Blending
List of: Discussion Topic
Subjects: Tolerant Modeling
Contents: Kernel

Blending has both "tolerant modeling friendly" and "tolerant modeling hot" features.

Tolerant Friendly Features

Tolerant friendly means that blending algorithms behave sensibly when tolerant edges are encountered. Tolerant modeling friendly features in blending include:

When a blend rolls over a tolerant edge that connects two faces smoothly, blending will respond by automatically inserting a tolerant edge between the adjacent blend faces that get built.
Blending rolls straight over a precise but near-tangent edge. Instead of leading to a near-tangent mitre with very difficult near-tangent surface intersections, and a concomitantly poor chance of success, this is detected and resolved using a tolerant edge.
Supporting areas of the algorithms have been augmented to be tolerant modeling friendly.
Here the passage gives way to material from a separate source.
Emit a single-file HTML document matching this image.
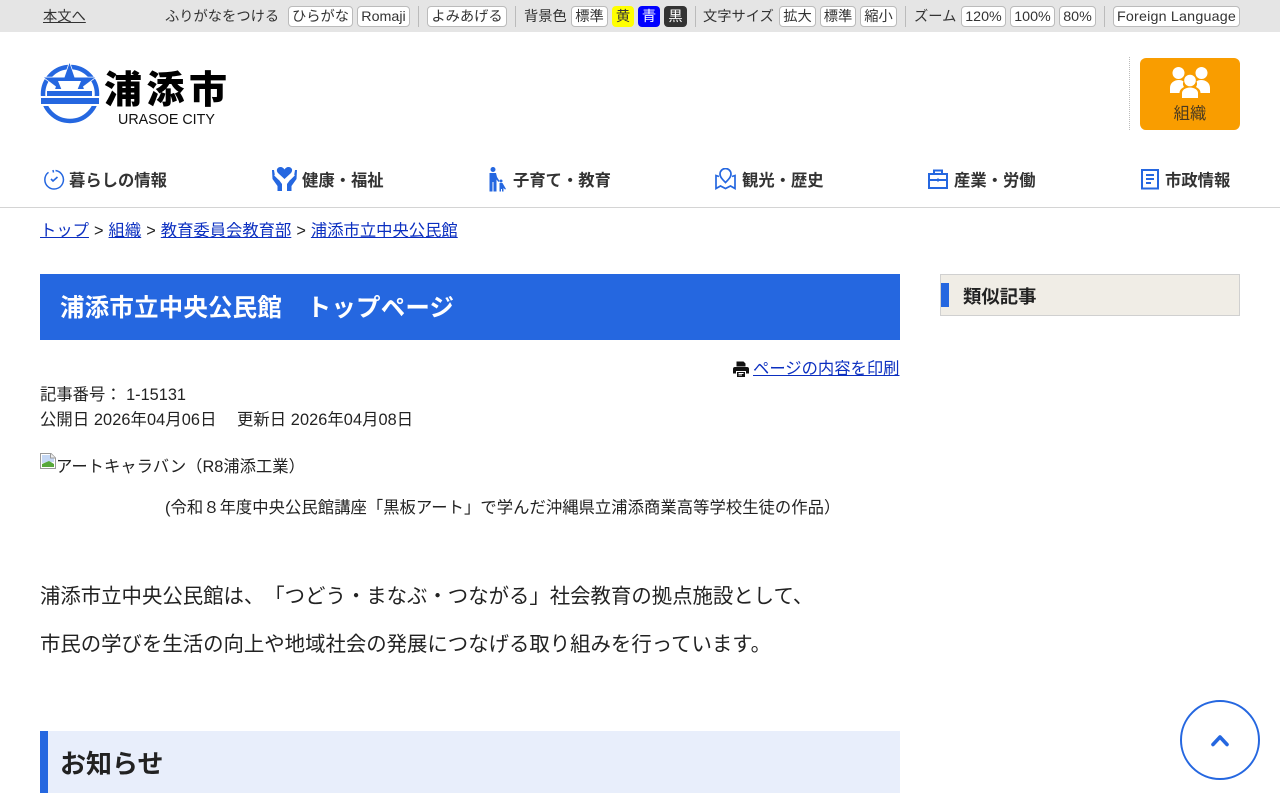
<!DOCTYPE html>
<html lang="ja">
<head>
<meta charset="utf-8">
<title>浦添市立中央公民館 トップページ</title>
<style>
html,body{margin:0;padding:0;background:#fff}
body{width:1280px;height:800px;overflow:hidden;position:relative;font-family:"Liberation Sans","Noto Sans CJK JP",sans-serif;color:#222;text-spacing-trim:space-all;font-feature-settings:"chws" 0,"halt" 0,"palt" 0}
.a{position:absolute;white-space:nowrap}
a{color:#0b2fc0;text-decoration:underline}
#bar{position:absolute;left:0;top:0;width:1280px;height:32px;background:#e5e5e5}
.t{position:absolute;top:7px;height:21px;line-height:21px;font-size:14.28px;color:#333;white-space:nowrap}
.b{position:absolute;top:6px;height:19px;line-height:21px;box-sizing:content-box;background:#fff;border:1px solid #bbb;border-radius:4px;font-size:14.28px;color:#333;text-align:center;white-space:nowrap}
.c{border:0;height:21px;line-height:23px}
.s{position:absolute;top:6px;width:1px;height:21px;background:#bbb}
.n{position:absolute;top:170px;height:22px;line-height:22px;font-size:16.32px;font-weight:bold;color:#333;white-space:nowrap}
.m{font-size:16.32px;line-height:22px}
</style>
</head>
<body>
<div id="bar"></div>
<a class="t" style="left:43px;color:#333" href="#">本文へ</a>
<div class="t" style="left:165px">ふりがなをつける</div>
<div class="b" style="left:288px;width:63px">ひらがな</div>
<div class="b" style="left:357px;width:51px">Romaji</div>
<div class="s" style="left:418px"></div>
<div class="b" style="left:427px;width:78px">よみあげる</div>
<div class="s" style="left:515px"></div>
<div class="t" style="left:524px">背景色</div>
<div class="b" style="left:571px;width:35px">標準</div>
<div class="b c" style="left:612px;width:22px;background:#ff0">黄</div>
<div class="b c" style="left:638px;width:22px;background:#00f;color:#fff">青</div>
<div class="b c" style="left:664px;width:23px;background:#333;color:#fff">黒</div>
<div class="s" style="left:695px"></div>
<div class="t" style="left:703px">文字サイズ</div>
<div class="b" style="left:779px;width:35px">拡大</div>
<div class="b" style="left:820px;width:34px">標準</div>
<div class="b" style="left:860px;width:35px">縮小</div>
<div class="s" style="left:905px"></div>
<div class="t" style="left:914px">ズーム</div>
<div class="b" style="left:961px;width:43px">120%</div>
<div class="b" style="left:1010px;width:43px">100%</div>
<div class="b" style="left:1059px;width:35px">80%</div>
<div class="s" style="left:1104px"></div>
<div class="b" style="left:1113px;width:125px;letter-spacing:.2px">Foreign Language</div>

<svg class="a" style="left:40px;top:62px" width="60" height="64" viewBox="0 0 60 64">
<circle cx="30" cy="32" r="27" fill="none" stroke="#2567e0" stroke-width="4.500"/>
<path d="M29.500 1L34.500 15.500H55L43 24.500L45 30H14L16 24.500L4 15.500H24.500Z" fill="#2567e0" stroke="#fff" stroke-width="1.500" paint-order="stroke"/>
<path d="M18 19H41L37.500 27.500H21.500Z" fill="#fff"/>
<rect x="10" y="27" width="40" height="2" fill="#fff"/>
<rect x="7" y="29" width="45" height="5" fill="#2567e0"/>
<rect x="0" y="34" width="60" height="2" fill="#fff"/>
<rect x="1" y="36" width="58" height="6" fill="#2567e0"/>
<rect x="0" y="42" width="60" height="2" fill="#fff"/>
</svg>
<div class="a" style="left:104px;top:65px;font-family:'Noto Sans CJK JP',sans-serif;font-size:38px;line-height:44px;font-weight:900;color:#000;letter-spacing:4.500px">浦添市</div>
<div class="a" style="left:118px;top:111px;font-size:14.300px;line-height:18px;color:#111">URASOE CITY</div>

<div class="a" style="left:1129px;top:57px;height:73px;border-left:1px dotted #bbb"></div>
<div class="a" style="left:1140px;top:58px;width:100px;height:72px;background:#f99d00;border-radius:6px"></div>
<svg class="a" style="left:1170px;top:66px" width="40" height="36" viewBox="0 0 40 36">
<g fill="#fff"><circle cx="8.500" cy="7" r="6"/><circle cx="31.500" cy="7" r="6"/><path d="M0 27V22C0 17 4 14 9 14C11 14 12.500 14.500 13.500 15.500C12.500 17.500 13 19.500 14 21C11 22.500 9.500 24.500 9.500 27Z"/><path d="M40 27V22C40 17 36 14 31 14C29 14 27.500 14.500 26.500 15.500C27.500 17.500 27 19.500 26 21C29 22.500 30.500 24.500 30.500 27Z"/><circle cx="20" cy="14.500" r="5.800"/><path d="M12 32V27C12 24 15.500 21.500 20 21.500C24.500 21.500 28 24 28 27V32Z"/></g>
</svg>
<div class="a" style="left:1140px;top:104px;width:100px;text-align:center;font-size:16.32px;line-height:20px;color:#4a3a20">組織</div>

<svg class="a" style="left:43px;top:169px" width="22" height="22" viewBox="0 0 22 22" fill="none" stroke="#2567e0" stroke-width="1.500">
<path d="M12.500 1.500A9.300 9.300 0 1 1 5.500 3.300"/><path d="M8 10L10 12L14.500 8" stroke-width="1.600"/><path d="M10 1L10.500 3.500" />
</svg>
<div class="n" style="left:69px">暮らしの情報</div>

<svg class="a" style="left:271px;top:167px" width="27" height="25" viewBox="0 0 27 25" fill="#2567e0">
<path d="M13.500 12L7 6C4.500 3 6.500 0 9.500 0C11.200 0 12.700 1 13.500 2.500C14.300 1 15.800 0 17.500 0C20.500 0 22.500 3 20 6Z"/>
<path d="M1 3L3 3L4 9L8 13L11 17V24H6.500V19L1.500 12Z"/>
<path d="M26 3L24 3L23 9L19 13L16 17V24H20.500V19L25.500 12Z"/>
<path d="M3.500 8L8 12.500" stroke="#fff" fill="none"/><path d="M23.500 8L19 12.500" stroke="#fff" fill="none"/>
</svg>
<div class="n" style="left:302px">健康・福祉</div>

<svg class="a" style="left:487px;top:167px" width="21" height="25" viewBox="0 0 21 25" fill="#2567e0">
<circle cx="6" cy="2.500" r="2.500"/><path d="M2.500 6H9L10 10L12.500 14L11.500 15L9.500 12.500V24.500H6.500V15H5.500V24.500H2.500Z"/>
<circle cx="14" cy="14" r="1.500"/><path d="M12.500 16L15.500 16L19 22L18 22.500L16.500 21V24.500H15V22H14V24.500H12.500Z"/>
</svg>
<div class="n" style="left:513px">子育て・教育</div>

<svg class="a" style="left:715px;top:168px" width="21" height="22" viewBox="0 0 21 22" fill="none" stroke="#2567e0" stroke-width="1.700">
<path d="M10.500 14.500C7.500 11.500 5 9 5 6A5.500 5.500 0 0 1 16 6C16 9 13.500 11.500 10.500 14.500Z"/>
<path d="M4 8.500L1 7.500V20.500L5.500 18L10.500 20.500L15.500 18L20 20.500V7.500L17 8.500"/>
</svg>
<div class="n" style="left:742px">観光・歴史</div>

<svg class="a" style="left:928px;top:169px" width="20" height="21" viewBox="0 0 20 21" fill="none" stroke="#2567e0" stroke-width="2">
<rect x="1" y="5" width="18" height="14"/><path d="M1 11H19"/><path d="M6 5V1.500H14V5"/><path d="M10 9.500V12.500" />
</svg>
<div class="n" style="left:954px">産業・労働</div>

<svg class="a" style="left:1141px;top:169px" width="18" height="21" viewBox="0 0 18 21" fill="none" stroke="#2567e0" stroke-width="2">
<rect x="1" y="1" width="16" height="18.500"/><path d="M5 6H13M5 10H13M5 14H10"/>
</svg>
<div class="n" style="left:1165px">市政情報</div>

<div class="a" style="left:0;top:207px;width:1280px;height:1px;background:#d4d4d4"></div>

<div class="a m" style="left:40px;top:220px;word-spacing:.5px"><a href="#">トップ</a> &gt; <a href="#">組織</a> &gt; <a href="#">教育委員会教育部</a> &gt; <a href="#">浦添市立中央公民館</a></div>

<div class="a" style="left:40px;top:274px;width:860px;height:66px;background:#2567e0"></div>
<div class="a" style="left:60px;top:292px;font-size:24.48px;line-height:34px;font-weight:bold;color:#fff;letter-spacing:.2px">浦添市立中央公民館　トップページ</div>

<svg class="a" style="left:733px;top:361px" width="16" height="16" viewBox="0 0 16 16" fill="#111">
<path d="M3.500 0.500H10.500L12.500 2.500V5.500H3.500Z"/><path d="M2 6H14A2 2 0 0 1 16 8V12.500H13V10H3V12.500H0V8A2 2 0 0 1 2 6Z"/><path d="M4 11H12V16H4Z"/><path d="M5.500 12.500H10.500M5.500 14H9" stroke="#fff" stroke-width="1"/>
</svg>
<a class="a m" style="left:753px;top:358px" href="#">ページの内容を印刷</a>

<div class="a m" style="left:40px;top:384px">記事番号： 1-15131</div>
<div class="a m" style="left:40px;top:409px;letter-spacing:.1px">公開日 2026年04月06日</div>
<div class="a m" style="left:237px;top:409px;letter-spacing:.08px">更新日 2026年04月08日</div>

<svg class="a" style="left:40px;top:453px" width="16" height="16" viewBox="0 0 16 16">
<path d="M0.500 0.500H11L15.500 5V15.500H0.500Z" fill="#fff" stroke="#999"/><path d="M2 2H10.500L14 5.500V9L2 10Z" fill="#c5d8f5"/><path d="M2 14V11L9 8L14 11V14Z" fill="#57a83a"/><path d="M10.500 0.500V5H15.500" fill="#eee" stroke="#999"/>
</svg>
<div class="a m" style="left:56px;top:456px">アートキャラバン（R8浦添工業）</div>
<div class="a m" style="left:165px;top:497px;letter-spacing:.05px">(令和８年度中央公民館講座「黒板アート」で学んだ沖縄県立浦添商業高等学校生徒の作品）</div>

<div class="a" style="left:40px;top:582px;font-size:20.4px;line-height:30px">浦添市立中央公民館は、「つどう・まなぶ・つながる」社会教育の拠点施設として、</div>
<div class="a" style="left:40px;top:630px;font-size:20.4px;line-height:30px">市民の学びを生活の向上や地域社会の発展につなげる取り組みを行っています。</div>

<div class="a" style="left:40px;top:731px;width:860px;height:62px;background:#e8eefb"></div>
<div class="a" style="left:40px;top:731px;width:8px;height:62px;background:#2567e0"></div>
<div class="a" style="left:60px;top:747px;font-size:26px;line-height:34px;font-weight:bold">お知らせ</div>

<div class="a" style="left:940px;top:274px;width:298px;height:40px;background:#f0ede6;border:1px solid #d0d0d0"></div>
<div class="a" style="left:941px;top:283px;width:8px;height:24px;background:#2567e0"></div>
<div class="a" style="left:963px;top:285px;font-size:18.36px;line-height:24px;font-weight:bold">類似記事</div>

<div class="a" style="left:1180px;top:700px;width:76px;height:76px;border:2px solid #2567e0;border-radius:50%;background:#fff"></div>
<svg class="a" style="left:1210px;top:732px" width="20" height="16" viewBox="0 0 20 16" fill="none" stroke="#2567e0" stroke-width="3.600" stroke-linecap="round" stroke-linejoin="round">
<path d="M3 12.500L10 5L17 12.500"/>
</svg>
</body>
</html>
This includes some features in capping, and the Boolean stage of the blend (blend stage two).

These features are always enabled and cannot be disabled. The rationale for this is that if the input part already has tolerant edges in it, and the blend boundaries actually encounter these edges, then it is almost certainly essential that blending will have to construct tolerant edges of its own, or else fail. Tolerant edges are a local feature on a part, however, so if the model contains tolerant edges but the blend does not encounter them, then no new tolerant edges will be created.

Tolerant Hot Features

The blending algorithms will use tolerant modeling when this gives a better route to completing a blend--even when the original part contained only precise edges. This is referred to as being "tolerant modeling hot".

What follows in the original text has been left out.